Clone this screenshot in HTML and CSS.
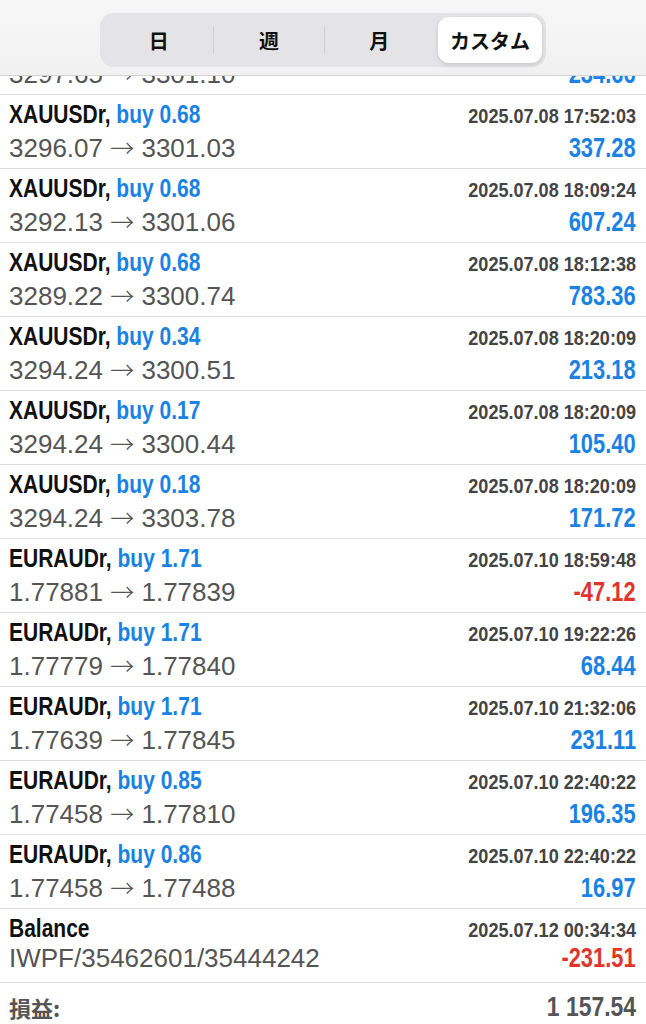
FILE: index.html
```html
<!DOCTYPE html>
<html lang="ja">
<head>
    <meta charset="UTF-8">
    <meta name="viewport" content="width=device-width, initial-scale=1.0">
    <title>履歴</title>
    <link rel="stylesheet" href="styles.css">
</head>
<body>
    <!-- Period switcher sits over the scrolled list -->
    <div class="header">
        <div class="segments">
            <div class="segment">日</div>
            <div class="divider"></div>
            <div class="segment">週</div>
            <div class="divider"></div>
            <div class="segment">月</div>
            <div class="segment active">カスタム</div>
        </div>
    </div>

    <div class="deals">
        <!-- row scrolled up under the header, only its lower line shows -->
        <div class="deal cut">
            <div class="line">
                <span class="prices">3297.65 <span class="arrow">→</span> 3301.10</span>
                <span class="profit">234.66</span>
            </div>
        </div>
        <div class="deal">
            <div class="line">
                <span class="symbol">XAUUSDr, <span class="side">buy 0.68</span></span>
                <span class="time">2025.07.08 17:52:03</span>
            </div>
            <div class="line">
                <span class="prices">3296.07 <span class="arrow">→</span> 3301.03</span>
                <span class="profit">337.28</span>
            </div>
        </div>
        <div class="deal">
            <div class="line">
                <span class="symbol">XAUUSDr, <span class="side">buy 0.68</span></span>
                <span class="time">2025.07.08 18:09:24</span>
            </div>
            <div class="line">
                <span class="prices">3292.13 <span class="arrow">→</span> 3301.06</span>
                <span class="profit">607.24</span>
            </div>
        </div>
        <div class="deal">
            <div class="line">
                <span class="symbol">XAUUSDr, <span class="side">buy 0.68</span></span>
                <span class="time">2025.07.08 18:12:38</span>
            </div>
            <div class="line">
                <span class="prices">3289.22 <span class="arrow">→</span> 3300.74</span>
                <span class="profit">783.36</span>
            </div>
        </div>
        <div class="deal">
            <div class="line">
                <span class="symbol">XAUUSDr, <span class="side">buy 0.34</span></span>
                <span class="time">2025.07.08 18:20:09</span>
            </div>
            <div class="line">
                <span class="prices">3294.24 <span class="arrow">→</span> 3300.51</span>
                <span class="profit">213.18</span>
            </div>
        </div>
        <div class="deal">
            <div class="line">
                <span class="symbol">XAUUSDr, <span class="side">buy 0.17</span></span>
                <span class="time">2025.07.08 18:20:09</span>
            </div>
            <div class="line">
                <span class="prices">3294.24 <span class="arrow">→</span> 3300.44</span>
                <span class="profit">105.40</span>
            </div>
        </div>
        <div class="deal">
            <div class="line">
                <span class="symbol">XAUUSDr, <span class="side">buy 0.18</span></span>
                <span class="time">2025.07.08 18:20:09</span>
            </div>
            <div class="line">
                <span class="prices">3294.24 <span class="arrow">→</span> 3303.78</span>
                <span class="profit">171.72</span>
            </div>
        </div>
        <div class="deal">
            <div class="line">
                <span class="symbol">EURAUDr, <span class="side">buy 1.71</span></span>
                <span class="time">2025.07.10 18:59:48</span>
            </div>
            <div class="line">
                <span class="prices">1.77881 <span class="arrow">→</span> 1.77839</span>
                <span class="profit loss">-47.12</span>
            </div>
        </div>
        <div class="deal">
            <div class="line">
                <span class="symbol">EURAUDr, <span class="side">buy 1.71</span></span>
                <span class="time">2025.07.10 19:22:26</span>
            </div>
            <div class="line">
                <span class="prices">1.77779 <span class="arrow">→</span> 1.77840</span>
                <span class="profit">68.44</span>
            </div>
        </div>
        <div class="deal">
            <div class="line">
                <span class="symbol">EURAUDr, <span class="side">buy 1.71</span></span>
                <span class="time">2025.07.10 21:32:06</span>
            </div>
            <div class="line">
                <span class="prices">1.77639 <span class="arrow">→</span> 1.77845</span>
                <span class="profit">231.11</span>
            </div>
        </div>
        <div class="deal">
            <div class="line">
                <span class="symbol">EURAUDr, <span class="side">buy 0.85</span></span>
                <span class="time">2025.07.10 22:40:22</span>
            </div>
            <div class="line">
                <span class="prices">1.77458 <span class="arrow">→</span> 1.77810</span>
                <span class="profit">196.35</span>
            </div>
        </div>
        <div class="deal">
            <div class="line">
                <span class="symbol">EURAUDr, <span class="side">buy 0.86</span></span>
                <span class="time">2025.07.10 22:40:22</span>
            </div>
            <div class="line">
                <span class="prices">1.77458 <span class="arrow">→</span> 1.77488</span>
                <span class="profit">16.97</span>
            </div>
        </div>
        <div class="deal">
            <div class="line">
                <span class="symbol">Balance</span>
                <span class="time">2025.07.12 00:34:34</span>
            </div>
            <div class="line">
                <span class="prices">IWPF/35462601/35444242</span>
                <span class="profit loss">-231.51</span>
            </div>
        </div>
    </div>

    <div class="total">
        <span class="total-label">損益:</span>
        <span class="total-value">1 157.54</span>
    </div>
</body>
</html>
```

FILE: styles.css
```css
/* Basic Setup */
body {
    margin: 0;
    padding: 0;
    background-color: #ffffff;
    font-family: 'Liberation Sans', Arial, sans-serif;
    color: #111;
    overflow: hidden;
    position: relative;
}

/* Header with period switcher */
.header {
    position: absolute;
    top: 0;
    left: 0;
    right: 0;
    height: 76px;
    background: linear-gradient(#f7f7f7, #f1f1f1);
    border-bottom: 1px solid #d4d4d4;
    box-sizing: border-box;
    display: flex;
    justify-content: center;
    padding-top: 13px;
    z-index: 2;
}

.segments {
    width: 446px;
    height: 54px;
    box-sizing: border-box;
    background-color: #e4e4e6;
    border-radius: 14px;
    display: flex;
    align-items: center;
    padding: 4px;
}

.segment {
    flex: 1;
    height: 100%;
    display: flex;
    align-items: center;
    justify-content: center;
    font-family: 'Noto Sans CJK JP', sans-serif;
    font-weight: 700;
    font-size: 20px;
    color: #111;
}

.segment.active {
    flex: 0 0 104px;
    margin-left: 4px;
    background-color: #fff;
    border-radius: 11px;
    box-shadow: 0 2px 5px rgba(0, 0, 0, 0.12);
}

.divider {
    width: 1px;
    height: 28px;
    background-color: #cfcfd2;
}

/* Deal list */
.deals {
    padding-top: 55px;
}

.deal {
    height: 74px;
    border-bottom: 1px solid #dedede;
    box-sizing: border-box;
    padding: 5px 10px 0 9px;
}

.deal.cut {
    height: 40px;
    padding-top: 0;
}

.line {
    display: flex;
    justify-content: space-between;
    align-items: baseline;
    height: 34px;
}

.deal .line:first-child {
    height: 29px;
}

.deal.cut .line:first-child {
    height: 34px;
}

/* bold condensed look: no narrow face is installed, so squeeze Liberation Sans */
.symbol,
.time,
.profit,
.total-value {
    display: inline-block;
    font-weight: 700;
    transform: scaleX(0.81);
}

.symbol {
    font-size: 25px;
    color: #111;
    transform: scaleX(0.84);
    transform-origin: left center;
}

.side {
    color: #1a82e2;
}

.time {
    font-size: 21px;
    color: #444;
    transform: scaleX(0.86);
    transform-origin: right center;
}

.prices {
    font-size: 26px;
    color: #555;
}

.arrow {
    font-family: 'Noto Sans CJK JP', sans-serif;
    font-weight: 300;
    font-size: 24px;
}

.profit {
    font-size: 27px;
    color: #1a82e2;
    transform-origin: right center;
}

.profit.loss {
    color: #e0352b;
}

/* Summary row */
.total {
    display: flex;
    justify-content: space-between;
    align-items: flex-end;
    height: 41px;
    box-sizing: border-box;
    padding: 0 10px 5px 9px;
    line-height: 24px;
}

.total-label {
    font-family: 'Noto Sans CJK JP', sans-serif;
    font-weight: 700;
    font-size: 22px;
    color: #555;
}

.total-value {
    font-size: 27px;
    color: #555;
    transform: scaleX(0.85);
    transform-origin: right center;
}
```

---

→ **Aim**
Omit the pictures, and quote the material above exactly as given.

→ **Solution to the exercise**
Clone this screenshot in HTML and CSS.
FILE: index.html
```html
<!DOCTYPE html>
<html lang="ja">
<head>
    <meta charset="UTF-8">
    <meta name="viewport" content="width=device-width, initial-scale=1.0">
    <title>履歴</title>
    <link rel="stylesheet" href="styles.css">
</head>
<body>
    <!-- Period switcher sits over the scrolled list -->
    <div class="header">
        <div class="segments">
            <div class="segment">日</div>
            <div class="divider"></div>
            <div class="segment">週</div>
            <div class="divider"></div>
            <div class="segment">月</div>
            <div class="segment active">カスタム</div>
        </div>
    </div>

    <div class="deals">
        <!-- row scrolled up under the header, only its lower line shows -->
        <div class="deal cut">
            <div class="line">
                <span class="prices">3297.65 <span class="arrow">→</span> 3301.10</span>
                <span class="profit">234.66</span>
            </div>
        </div>
        <div class="deal">
            <div class="line">
                <span class="symbol">XAUUSDr, <span class="side">buy 0.68</span></span>
                <span class="time">2025.07.08 17:52:03</span>
            </div>
            <div class="line">
                <span class="prices">3296.07 <span class="arrow">→</span> 3301.03</span>
                <span class="profit">337.28</span>
            </div>
        </div>
        <div class="deal">
            <div class="line">
                <span class="symbol">XAUUSDr, <span class="side">buy 0.68</span></span>
                <span class="time">2025.07.08 18:09:24</span>
            </div>
            <div class="line">
                <span class="prices">3292.13 <span class="arrow">→</span> 3301.06</span>
                <span class="profit">607.24</span>
            </div>
        </div>
        <div class="deal">
            <div class="line">
                <span class="symbol">XAUUSDr, <span class="side">buy 0.68</span></span>
                <span class="time">2025.07.08 18:12:38</span>
            </div>
            <div class="line">
                <span class="prices">3289.22 <span class="arrow">→</span> 3300.74</span>
                <span class="profit">783.36</span>
            </div>
        </div>
        <div class="deal">
            <div class="line">
                <span class="symbol">XAUUSDr, <span class="side">buy 0.34</span></span>
                <span class="time">2025.07.08 18:20:09</span>
            </div>
            <div class="line">
                <span class="prices">3294.24 <span class="arrow">→</span> 3300.51</span>
                <span class="profit">213.18</span>
            </div>
        </div>
        <div class="deal">
            <div class="line">
                <span class="symbol">XAUUSDr, <span class="side">buy 0.17</span></span>
                <span class="time">2025.07.08 18:20:09</span>
            </div>
            <div class="line">
                <span class="prices">3294.24 <span class="arrow">→</span> 3300.44</span>
                <span class="profit">105.40</span>
            </div>
        </div>
        <div class="deal">
            <div class="line">
                <span class="symbol">XAUUSDr, <span class="side">buy 0.18</span></span>
                <span class="time">2025.07.08 18:20:09</span>
            </div>
            <div class="line">
                <span class="prices">3294.24 <span class="arrow">→</span> 3303.78</span>
                <span class="profit">171.72</span>
            </div>
        </div>
        <div class="deal">
            <div class="line">
                <span class="symbol">EURAUDr, <span class="side">buy 1.71</span></span>
                <span class="time">2025.07.10 18:59:48</span>
            </div>
            <div class="line">
                <span class="prices">1.77881 <span class="arrow">→</span> 1.77839</span>
                <span class="profit loss">-47.12</span>
            </div>
        </div>
        <div class="deal">
            <div class="line">
                <span class="symbol">EURAUDr, <span class="side">buy 1.71</span></span>
                <span class="time">2025.07.10 19:22:26</span>
            </div>
            <div class="line">
                <span class="prices">1.77779 <span class="arrow">→</span> 1.77840</span>
                <span class="profit">68.44</span>
            </div>
        </div>
        <div class="deal">
            <div class="line">
                <span class="symbol">EURAUDr, <span class="side">buy 1.71</span></span>
                <span class="time">2025.07.10 21:32:06</span>
            </div>
            <div class="line">
                <span class="prices">1.77639 <span class="arrow">→</span> 1.77845</span>
                <span class="profit">231.11</span>
            </div>
        </div>
        <div class="deal">
            <div class="line">
                <span class="symbol">EURAUDr, <span class="side">buy 0.85</span></span>
                <span class="time">2025.07.10 22:40:22</span>
            </div>
            <div class="line">
                <span class="prices">1.77458 <span class="arrow">→</span> 1.77810</span>
                <span class="profit">196.35</span>
            </div>
        </div>
        <div class="deal">
            <div class="line">
                <span class="symbol">EURAUDr, <span class="side">buy 0.86</span></span>
                <span class="time">2025.07.10 22:40:22</span>
            </div>
            <div class="line">
                <span class="prices">1.77458 <span class="arrow">→</span> 1.77488</span>
                <span class="profit">16.97</span>
            </div>
        </div>
        <div class="deal">
            <div class="line">
                <span class="symbol">Balance</span>
                <span class="time">2025.07.12 00:34:34</span>
            </div>
            <div class="line">
                <span class="prices">IWPF/35462601/35444242</span>
                <span class="profit loss">-231.51</span>
            </div>
        </div>
    </div>

    <div class="total">
        <span class="total-label">損益:</span>
        <span class="total-value">1 157.54</span>
    </div>
</body>
</html>
```

FILE: styles.css
```css
/* Basic Setup */
body {
    margin: 0;
    padding: 0;
    background-color: #ffffff;
    font-family: 'Liberation Sans', Arial, sans-serif;
    color: #111;
    overflow: hidden;
    position: relative;
}

/* Header with period switcher */
.header {
    position: absolute;
    top: 0;
    left: 0;
    right: 0;
    height: 76px;
    background: linear-gradient(#f7f7f7, #f1f1f1);
    border-bottom: 1px solid #d4d4d4;
    box-sizing: border-box;
    display: flex;
    justify-content: center;
    padding-top: 13px;
    z-index: 2;
}

.segments {
    width: 446px;
    height: 54px;
    box-sizing: border-box;
    background-color: #e4e4e6;
    border-radius: 14px;
    display: flex;
    align-items: center;
    padding: 4px;
}

.segment {
    flex: 1;
    height: 100%;
    display: flex;
    align-items: center;
    justify-content: center;
    font-family: 'Noto Sans CJK JP', sans-serif;
    font-weight: 700;
    font-size: 20px;
    color: #111;
}

.segment.active {
    flex: 0 0 104px;
    margin-left: 4px;
    background-color: #fff;
    border-radius: 11px;
    box-shadow: 0 2px 5px rgba(0, 0, 0, 0.12);
}

.divider {
    width: 1px;
    height: 28px;
    background-color: #cfcfd2;
}

/* Deal list */
.deals {
    padding-top: 55px;
}

.deal {
    height: 74px;
    border-bottom: 1px solid #dedede;
    box-sizing: border-box;
    padding: 5px 10px 0 9px;
}

.deal.cut {
    height: 40px;
    padding-top: 0;
}

.line {
    display: flex;
    justify-content: space-between;
    align-items: baseline;
    height: 34px;
}

.deal .line:first-child {
    height: 29px;
}

.deal.cut .line:first-child {
    height: 34px;
}

/* bold condensed look: no narrow face is installed, so squeeze Liberation Sans */
.symbol,
.time,
.profit,
.total-value {
    display: inline-block;
    font-weight: 700;
    transform: scaleX(0.81);
}

.symbol {
    font-size: 25px;
    color: #111;
    transform: scaleX(0.84);
    transform-origin: left center;
}

.side {
    color: #1a82e2;
}

.time {
    font-size: 21px;
    color: #444;
    transform: scaleX(0.86);
    transform-origin: right center;
}

.prices {
    font-size: 26px;
    color: #555;
}

.arrow {
    font-family: 'Noto Sans CJK JP', sans-serif;
    font-weight: 300;
    font-size: 24px;
}

.profit {
    font-size: 27px;
    color: #1a82e2;
    transform-origin: right center;
}

.profit.loss {
    color: #e0352b;
}

/* Summary row */
.total {
    display: flex;
    justify-content: space-between;
    align-items: flex-end;
    height: 41px;
    box-sizing: border-box;
    padding: 0 10px 5px 9px;
    line-height: 24px;
}

.total-label {
    font-family: 'Noto Sans CJK JP', sans-serif;
    font-weight: 700;
    font-size: 22px;
    color: #555;
}

.total-value {
    font-size: 27px;
    color: #555;
    transform: scaleX(0.85);
    transform-origin: right center;
}
```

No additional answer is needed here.